House passes two bills to federally legalize abortion

Key provisions in the bill are that there can be no restrictions on abortion prior to fetal viability, and that after viability the practice must still be legal.


The US House of Representatives on Friday passed two bills to federally legalize abortion in a response to states which have banned or limited the practice after Roe v. Wade was overturned. Last month, the US Supreme Court ruled in Dobbs v. Jackson Women's Health to reverse the 1973 decision in Roe v. Wade and handed abortion regulation back to state legislatures.

The Women’s Health Protection Act seeks to ensure that women will be able to have abortions through all nine months of pregnancy nationwide. A similar act was unable to clear the Senate back in May, or in February.
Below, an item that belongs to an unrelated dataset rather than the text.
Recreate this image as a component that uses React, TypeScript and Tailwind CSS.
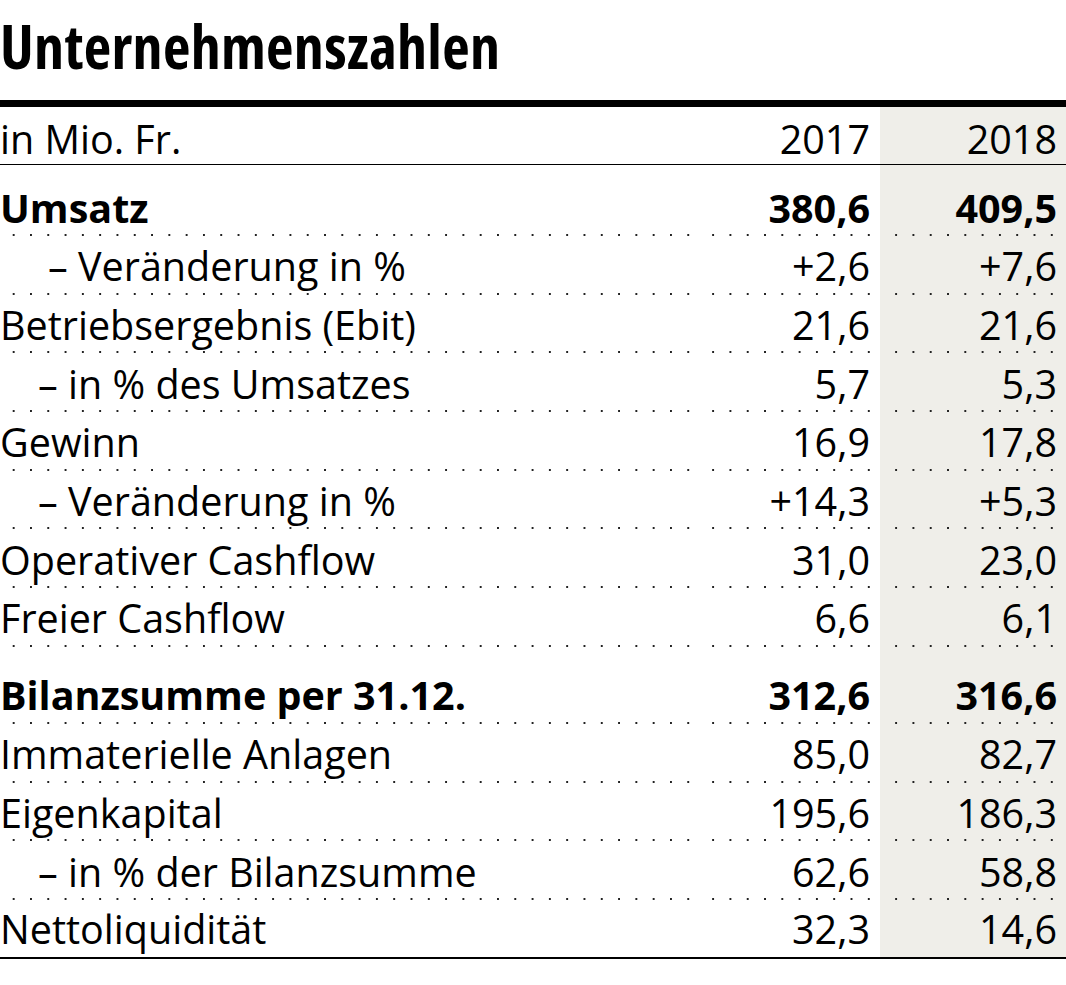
type Row = {
  label: string;
  a: string;
  b: string;
  bold?: boolean;
  indent?: string;
  h: string;
  last?: boolean;
};

const rows: Row[] = [
  { label: "Umsatz", a: "380,6", b: "409,5", bold: true, h: "h-[71px]" },
  { label: "– Veränderung in %", a: "+2,6", b: "+7,6", indent: "pl-[48px]", h: "h-[58.7px]" },
  { label: "Betriebsergebnis (Ebit)", a: "21,6", b: "21,6", h: "h-[58.7px]" },
  { label: "– in % des Umsatzes", a: "5,7", b: "5,3", indent: "pl-[38px]", h: "h-[58.7px]" },
  { label: "Gewinn", a: "16,9", b: "17,8", h: "h-[58.7px]" },
  { label: "– Veränderung in %", a: "+14,3", b: "+5,3", indent: "pl-[38px]", h: "h-[58.7px]" },
  { label: "Operativer Cashflow", a: "31,0", b: "23,0", h: "h-[58.7px]" },
  { label: "Freier Cashflow", a: "6,6", b: "6,1", h: "h-[58.7px]" },
  { label: "Bilanzsumme per 31.12.", a: "312,6", b: "316,6", bold: true, h: "h-[77px]" },
  { label: "Immaterielle Anlagen", a: "85,0", b: "82,7", h: "h-[58.75px]" },
  { label: "Eigenkapital", a: "195,6", b: "186,3", h: "h-[58.75px]" },
  { label: "– in % der Bilanzsumme", a: "62,6", b: "58,8", indent: "pl-[38px]", h: "h-[58.75px]" },
  { label: "Nettoliquidität", a: "32,3", b: "14,6", h: "h-[57px]", last: true },
];

const dots =
  "bg-[linear-gradient(to_right,#222_2px,transparent_2px)] bg-[length:17.3px_2px] bg-repeat-x bg-bottom";

function DataRow({ row }: { row: Row }) {
  const weight = row.bold ? "font-bold" : "font-normal";
  const line = row.last ? "" : dots;
  return (
    <div className={`grid grid-cols-[700px_180px_186px] ${row.h} ${weight}`}>
      <div className={`flex items-end pb-[8px] ${row.indent ?? ""} ${line}`}>{row.label}</div>
      <div className={`flex items-end justify-end pb-[8px] pr-[10px] ${line}`}>{row.a}</div>
      <div className={`flex items-end justify-end pb-[8px] pr-[9px] bg-[#efeee9] ${line}`}>{row.b}</div>
    </div>
  );
}

export default function App() {
  return (
    <div className="w-[1066px] h-[985px] bg-white text-black font-['Open_Sans',sans-serif]">
      <h1 className="h-[100px] pt-[16px] text-[60px] font-bold leading-none tracking-[0.3px] [font-stretch:75%]">
        Unternehmenszahlen
      </h1>
      <div className="h-[7px] bg-black" />
      <div className="text-[39.5px] leading-none [font-stretch:95%]">
        <div className="grid grid-cols-[700px_180px_186px] h-[58px] border-b-[1.5px] border-black">
          <div className="flex items-end pb-[5px]">in Mio. Fr.</div>
          <div className="flex items-end justify-end pb-[5px] pr-[10px]">2017</div>
          <div className="flex items-end justify-end pb-[5px] pr-[9px] bg-[#efeee9]">2018</div>
        </div>
        {rows.map((row, i) => (
          <DataRow key={i} row={row} />
        ))}
        <div className="h-[1.5px] bg-black" />
      </div>
    </div>
  );
}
Key provisions in the bill are that there can be no restrictions on abortion prior to fetal viability, and that after viability the practice must still be legal. The bill reads:

There shall be no "prohibition on abortion at any point or points in time prior to fetal viability, including a prohibition or restriction on a particular abortion procedure," and no "prohibition on abortion after fetal viability when, in the good-faith medical judgment of the treating health care provider, continuation of the pregnancy would pose a risk to the pregnant patient’s life or health."

It passed in a 219-210 vote, clearing the House for a second time in the past year. The lower chamber already approved the measure in September, but it was blocked in the Senate twice.

Texas Rep. Henry Cuellar of Texas, where there is a ban on abortion after 6 weeks, was the only Democrat to vote against the bill, which was opposed by all Republicans present.

The proposed legislation will likely face a fight in the Senate, where both Senate Republicans and Democratic Sen. Joe Manchin blocked the bill in February and May.

The Ensuring Access to Abortion Act also passed the House in a 223-205 vote. It protects women who travel to another state to receive an abortion if abortion illegal in their home state. In states where abortion is lawful, the bill would make it illegal for facilities to limit access to the medical procedure for individuals who arrived from out of state.

GOP lawmakers Reps. Adam Kinzinger, Brian Fitzpatrick, and Fred Upton supported the measure, as did Cuellar.

Montana, where abortion is legal, has had clinics begin to deny services to women from out-of-state, due to fears over criminal liability in those states. Other states have attempted to restrict women's right to travel if it is to seek abortion elsewhere.

The legislation also includes a provision to protect those who assist women in receiving an abortion in a state where they do not reside. It shields the state-to-state transportation of abortion drugs that have received approval from the Food and Drug Administration.

Republican leadership recommended members of the GOP conference vote against both bills, a GOP congressional aide told the Hill.

During debate on the House floor Friday, Democratic Rep. Judy Chu said the Women’s Health Protection Act, which she sponsored, will help preserve protections in Roe.

"It ensures in federal law the right to abortion care for every woman in every state and ensures states may not erode that right," she said.

"You will hear Republicans say our bill goes too far, but that’s simply not true. Our bill preserves the protections of Roe that we’ve lived with for 50 years, affirmed through decades of subsequent court decisions," she said.